[Aim] Copy each line of the data below exactly, leaving out pictures.

[Data shown]
════════════════════

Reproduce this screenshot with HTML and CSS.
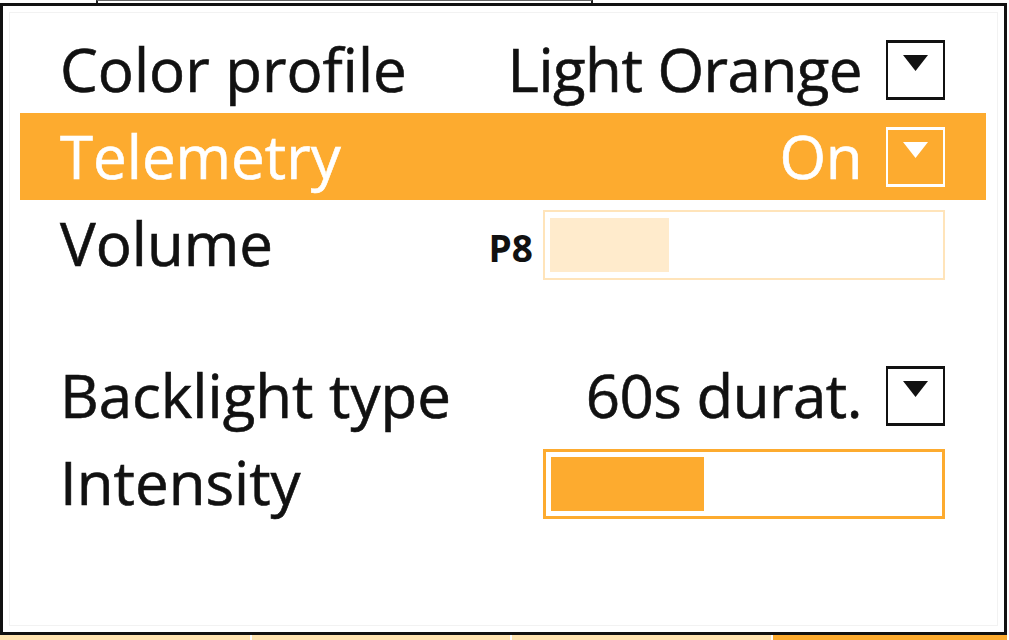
FILE: index.html
```html
<!DOCTYPE html>
<html>
<head>
<meta charset="utf-8">
<link rel="stylesheet" href="styles.css">
</head>
<body>
<div class="top-edge"><div class="tab-above"></div></div>
<div class="panel">
  <div class="inner">
    <div class="row">
      <span class="label">Color profile</span>
      <span class="value">Light Orange</span>
      <span class="dd"><svg width="25" height="16" viewBox="0 0 25 16"><polygon points="0,0 25,0 12.5,16" fill="currentColor"/></svg></span>
    </div>
    <div class="row active">
      <span class="label">Telemetry</span>
      <span class="value">On</span>
      <span class="dd"><svg width="25" height="16" viewBox="0 0 25 16"><polygon points="0,0 25,0 12.5,16" fill="currentColor"/></svg></span>
    </div>
    <div class="row">
      <span class="label">Volume</span>
      <span class="tag">P8</span>
      <div class="slider slider-light"><div class="fill" style="width:119px"></div></div>
    </div>
    <div class="spacer"></div>
    <div class="row">
      <span class="label">Backlight type</span>
      <span class="value">60s durat.</span>
      <span class="dd"><svg width="25" height="16" viewBox="0 0 25 16"><polygon points="0,0 25,0 12.5,16" fill="currentColor"/></svg></span>
    </div>
    <div class="row">
      <span class="label">Intensity</span>
      <div class="slider slider-strong"><div class="fill" style="width:153px"></div></div>
    </div>
  </div>
</div>
<div class="tabs">
  <span class="tab tab-light t1"></span>
  <span class="tab tab-light t2"></span>
  <span class="tab tab-light t3"></span>
  <span class="tab tab-orange t4"></span>
</div>
</body>
</html>
```

FILE: styles.css
```css
html, body {
  margin: 0;
  padding: 0;
  background: #ffffff;
}
body {
  width: 1009px;
  height: 640px;
  overflow: hidden;
  font-family: "Open Sans", "Noto Sans", sans-serif;
  color: #111111;
}
.top-edge {
  height: 3px;
  position: relative;
}
.tab-above {
  margin-left: 96px;
  width: 497px;
  height: 3px;
  box-sizing: border-box;
  border-top: 1px solid #666;
  border-left: 2px solid #222;
  border-right: 2px solid #222;
}
.panel {
  width: 1007px;
  height: 632px;
  box-sizing: border-box;
  border: 3px solid #111;
  background: #fff;
}
.inner {
  margin: 6px;
  height: calc(100% - 12px);
  box-sizing: border-box;
  border: 1px solid #f2f2f2;
  padding: 13px 11px 0 10px;
}
.row {
  height: 87px;
  display: flex;
  align-items: center;
  padding: 0 41px 0 40px;
  font-size: 60px;
  line-height: 89px;
  -webkit-text-stroke: 0.6px currentColor;
  white-space: nowrap;
}
.row.active {
  background: #fdab2f;
  color: #ffffff;
}
.label {
  flex: 1;
}
.value {
  margin-right: 24px;
  letter-spacing: -0.5px;
}
.dd {
  width: 59px;
  height: 60px;
  box-sizing: border-box;
  border: 3px solid #111111;
  border-left-width: 2px;
  border-right-width: 2px;
  display: flex;
  justify-content: center;
  align-items: flex-start;
  padding-top: 12px;
  color: #111111;
  -webkit-text-stroke: 0;
}
.active .dd {
  border-color: #ffffff;
  color: #ffffff;
}
.dd svg {
  display: block;
}
.tag {
  font-size: 37px;
  font-weight: 700;
  line-height: 1;
  margin-right: 10px;
  margin-top: 8px;
  -webkit-text-stroke: 0;
}
.slider {
  width: 402px;
  height: 70px;
  box-sizing: border-box;
  display: flex;
  margin-top: 3px;
}
.slider-light {
  border: 2px solid #ffe4ba;
  padding: 6px 5px;
}
.slider-light .fill {
  background: #ffebcc;
}
.slider-strong {
  border: 3px solid #fdab2f;
  padding: 5px;
}
.slider-strong .fill {
  background: #fdab2f;
}
.fill {
  height: 100%;
}
.spacer {
  height: 65px;
}
.tabs {
  display: flex;
  gap: 2px;
  height: 5px;
  width: 1007px;
}
.tab {
  display: block;
  height: 100%;
}
.tab-light { background: #ffe3b0; }
.tab-orange { background: #fdab2f; }
.t1 { width: 250px; }
.t2 { width: 258px; }
.t3 { width: 259px; }
.t4 { flex: 1; }
```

════════════════════

[Written response]
Reproduce this screenshot with HTML and CSS.
FILE: index.html
```html
<!DOCTYPE html>
<html>
<head>
<meta charset="utf-8">
<link rel="stylesheet" href="styles.css">
</head>
<body>
<div class="top-edge"><div class="tab-above"></div></div>
<div class="panel">
  <div class="inner">
    <div class="row">
      <span class="label">Color profile</span>
      <span class="value">Light Orange</span>
      <span class="dd"><svg width="25" height="16" viewBox="0 0 25 16"><polygon points="0,0 25,0 12.5,16" fill="currentColor"/></svg></span>
    </div>
    <div class="row active">
      <span class="label">Telemetry</span>
      <span class="value">On</span>
      <span class="dd"><svg width="25" height="16" viewBox="0 0 25 16"><polygon points="0,0 25,0 12.5,16" fill="currentColor"/></svg></span>
    </div>
    <div class="row">
      <span class="label">Volume</span>
      <span class="tag">P8</span>
      <div class="slider slider-light"><div class="fill" style="width:119px"></div></div>
    </div>
    <div class="spacer"></div>
    <div class="row">
      <span class="label">Backlight type</span>
      <span class="value">60s durat.</span>
      <span class="dd"><svg width="25" height="16" viewBox="0 0 25 16"><polygon points="0,0 25,0 12.5,16" fill="currentColor"/></svg></span>
    </div>
    <div class="row">
      <span class="label">Intensity</span>
      <div class="slider slider-strong"><div class="fill" style="width:153px"></div></div>
    </div>
  </div>
</div>
<div class="tabs">
  <span class="tab tab-light t1"></span>
  <span class="tab tab-light t2"></span>
  <span class="tab tab-light t3"></span>
  <span class="tab tab-orange t4"></span>
</div>
</body>
</html>
```

FILE: styles.css
```css
html, body {
  margin: 0;
  padding: 0;
  background: #ffffff;
}
body {
  width: 1009px;
  height: 640px;
  overflow: hidden;
  font-family: "Open Sans", "Noto Sans", sans-serif;
  color: #111111;
}
.top-edge {
  height: 3px;
  position: relative;
}
.tab-above {
  margin-left: 96px;
  width: 497px;
  height: 3px;
  box-sizing: border-box;
  border-top: 1px solid #666;
  border-left: 2px solid #222;
  border-right: 2px solid #222;
}
.panel {
  width: 1007px;
  height: 632px;
  box-sizing: border-box;
  border: 3px solid #111;
  background: #fff;
}
.inner {
  margin: 6px;
  height: calc(100% - 12px);
  box-sizing: border-box;
  border: 1px solid #f2f2f2;
  padding: 13px 11px 0 10px;
}
.row {
  height: 87px;
  display: flex;
  align-items: center;
  padding: 0 41px 0 40px;
  font-size: 60px;
  line-height: 89px;
  -webkit-text-stroke: 0.6px currentColor;
  white-space: nowrap;
}
.row.active {
  background: #fdab2f;
  color: #ffffff;
}
.label {
  flex: 1;
}
.value {
  margin-right: 24px;
  letter-spacing: -0.5px;
}
.dd {
  width: 59px;
  height: 60px;
  box-sizing: border-box;
  border: 3px solid #111111;
  border-left-width: 2px;
  border-right-width: 2px;
  display: flex;
  justify-content: center;
  align-items: flex-start;
  padding-top: 12px;
  color: #111111;
  -webkit-text-stroke: 0;
}
.active .dd {
  border-color: #ffffff;
  color: #ffffff;
}
.dd svg {
  display: block;
}
.tag {
  font-size: 37px;
  font-weight: 700;
  line-height: 1;
  margin-right: 10px;
  margin-top: 8px;
  -webkit-text-stroke: 0;
}
.slider {
  width: 402px;
  height: 70px;
  box-sizing: border-box;
  display: flex;
  margin-top: 3px;
}
.slider-light {
  border: 2px solid #ffe4ba;
  padding: 6px 5px;
}
.slider-light .fill {
  background: #ffebcc;
}
.slider-strong {
  border: 3px solid #fdab2f;
  padding: 5px;
}
.slider-strong .fill {
  background: #fdab2f;
}
.fill {
  height: 100%;
}
.spacer {
  height: 65px;
}
.tabs {
  display: flex;
  gap: 2px;
  height: 5px;
  width: 1007px;
}
.tab {
  display: block;
  height: 100%;
}
.tab-light { background: #ffe3b0; }
.tab-orange { background: #fdab2f; }
.t1 { width: 250px; }
.t2 { width: 258px; }
.t3 { width: 259px; }
.t4 { flex: 1; }
```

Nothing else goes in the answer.